Condes vampiro
Durante muchos años, vi la vida con ojos de nostalgia. En Cantabria, a veces, el cielo se tachona de estrellas y una brisa fresca vuela sobre las aceras desiertas. Hojas de otoño que deambulan hasta apiñarse con la mugre de las cloacas. Coches como relámpagos que cortan la noche en una única dirección. La luna, quizá, vigilante.
En los huecos entre los dientes ajetreados del calendario, quedaban momentos de calma. Horas muertas que condensaban una vida y muchos tal vez. Ponía la correa a Gala, mi perra, y juntos paseábamos bajo el manto del firmamento nocturno, con Sabina, Rulo y los demás gritándome al oído, y la consciencia viajando lejos. Esos instantes calma permitían ordenar las ideas. Porque, cuando la gente se refiere a la vida como una montaña rusa de sentimientos, no va tan desencaminada. Subes, subes, subes… y la vertiginosa bajada puede hacerte escupir la primera papilla. Luego está el mareo. No es bueno tomar decisiones en ese estado; lo mejor es pasear, agacharse a recoger los excrementos del perro y encestar en las papeleras diseminadas a ambos lados de la carretera.
De joven fui jugador profesional de Warhammer. A veces, conversando con un buen amigo mío, sale a colación una lista de ejército de los Condes vampiro. Era buenísima. Veréis, para jugar a Warhammer, cada jugador dispone de X puntos, y cada unidad u objeto cuesta Y puntos. Con eso confecciona su lista de ejército. Su equipo. Con cada actualización, el revoltijo varía y de la colmena sale una lista diferente. Pues, con cada nueva versión, lo jugable se alejaba más de aquella Meca de los no muertos. Era buenísima, sí. Algunas unidades estaban infracosteadas y, aunque exigía una pericia elevada por parte del jugador, plantaba cara a cualquier adversario. Cuando un veterano ha conducido un Mercedes como aquel, no mira con buenos ojos los Golf del presente. Y, entonces, sus ojos vidriosos recuerdan aquel eco del pasado, cuando los Condes vampiro alzaban legiones de zombis, y colosales murciélagos surcaban los cielos escoltados por un enjambre de moscardas.

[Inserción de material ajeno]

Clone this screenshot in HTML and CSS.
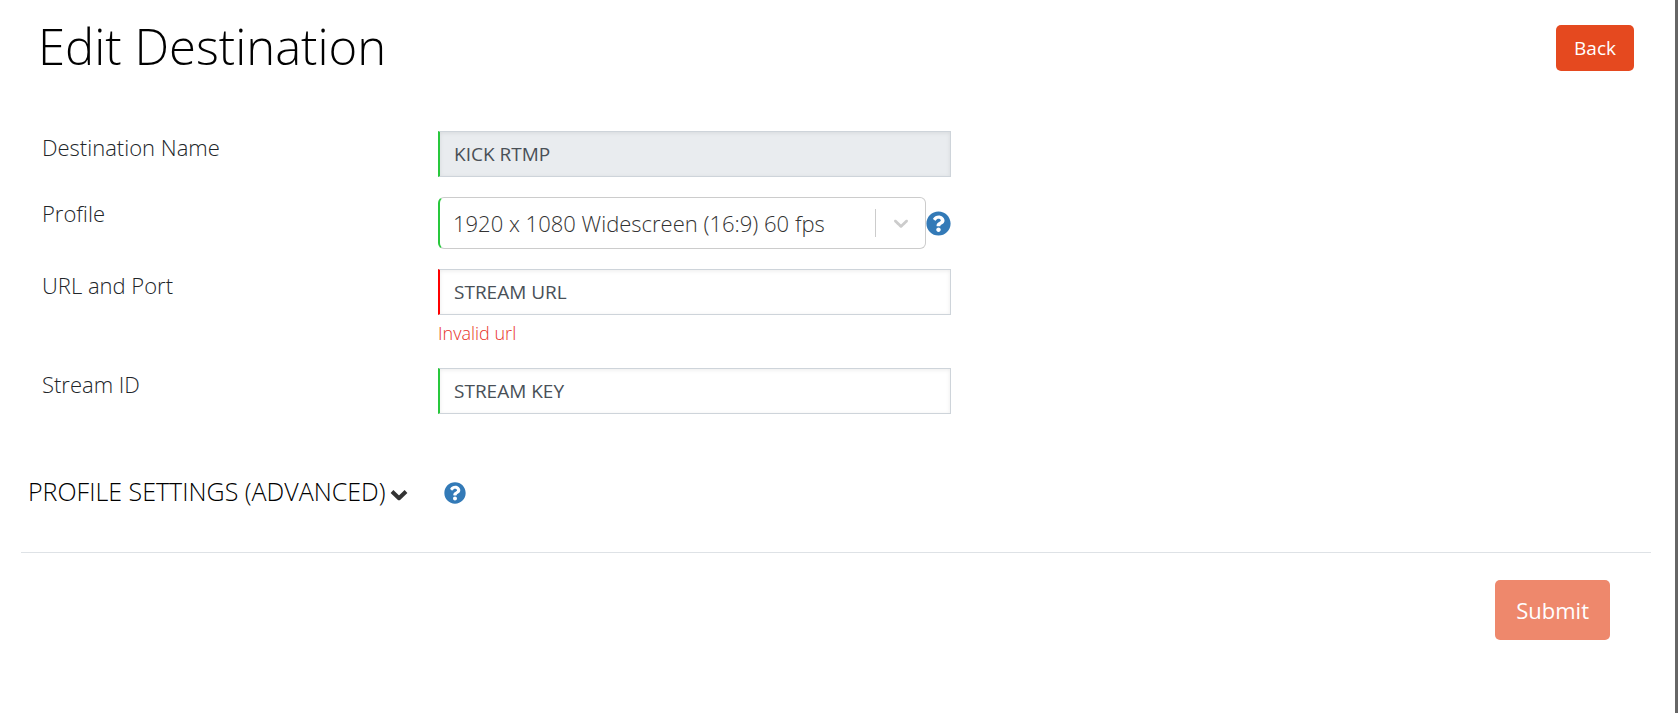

Los tiempos en los que los enanos se recluían en sus fortalezas, confiando en sus runas y fortalezas, y los altos elfos tiraban de las riendas de sus dragones para evitar que los gritos del inframundo les convirtieran en carne inerte… aunque no inanimada.
Es duro pensar que, al igual que la gloria de los Condes vampiro no volverá, y el recuerdo se empañe con cada nueva lista acuñada, con los demás aspectos de la vida, más serios, ocurra lo mismo.
Durante aquellos paseos nocturnos por la Cantabria que me crio, pasé por delante de la casa de mi abuela tanto mientras vivía, recluida en una residencia para ancianos, como tras su fallecimiento y al vender la casa a una pareja joven, colmada de sueños. Me detenía delante de la finca, alzaba la vista y mis dedos apretaban el hueso de plástico rosa que colgaba de la correa, donde estaban las bolsas de basura. «Ahí también he soñado yo, cojones». Cada día, en el intervalo escolar entre la mañana y la tarde, mi abuela me servía la comida. Odié el hígado con todas mis fuerzas. También, los fines de semana, jugaba a ser uno de los niños elegidos en el Mundo Digital, o pateaba un balón desgastado hasta que, elipse involuntaria, aterrizaba en la huerta de Ginia, la vecina. O las tardes en la butaca del salón aporreando los botones de mi Game Boy Advance. ¿Dónde van esos recuerdos, que se enquistan bajo un manojo de estrellas muertas? Al otro lado de las cortinas, la tibia luz de la lámpara del salón, que oscilaba si cerrabas de un portazo. Otra familia, otros padres, otros niños.
Después de recoger los rescoldos de mi infancia, espoleaba a Gala y cambiaba de canción. El presente tiene las mismas uñas que la lejanía. Los cadáveres reanimados de las criptas transilvanas de los Condes vampiro, de encías podridas y yemas descarnadas, le siguen a uno allá a donde vaya. Los espectros de hálito helado y guadaña. Seguía andando, bajo la luna. Las balas con focos alumbraban la carretera. Las hojas secas producían su lamentable crépito al raspar el adoquinado.
«Otro día será. Otro día mejor».
Al volver a casa, mi hermano y mi madre. Un premio para Gala, que ha sido buena perra. Me ponía el pijama y los tres, cada uno a lo suyo, nos acomodábamos en el sofá. Entonces la nostalgia se esfumaba. No hay ningún remedio mejor que el amor del ahora para ahuyentar a los fantasmas del ayer, aunque su fuerza crezca cada día y, en última instancia, siempre nos alcancen.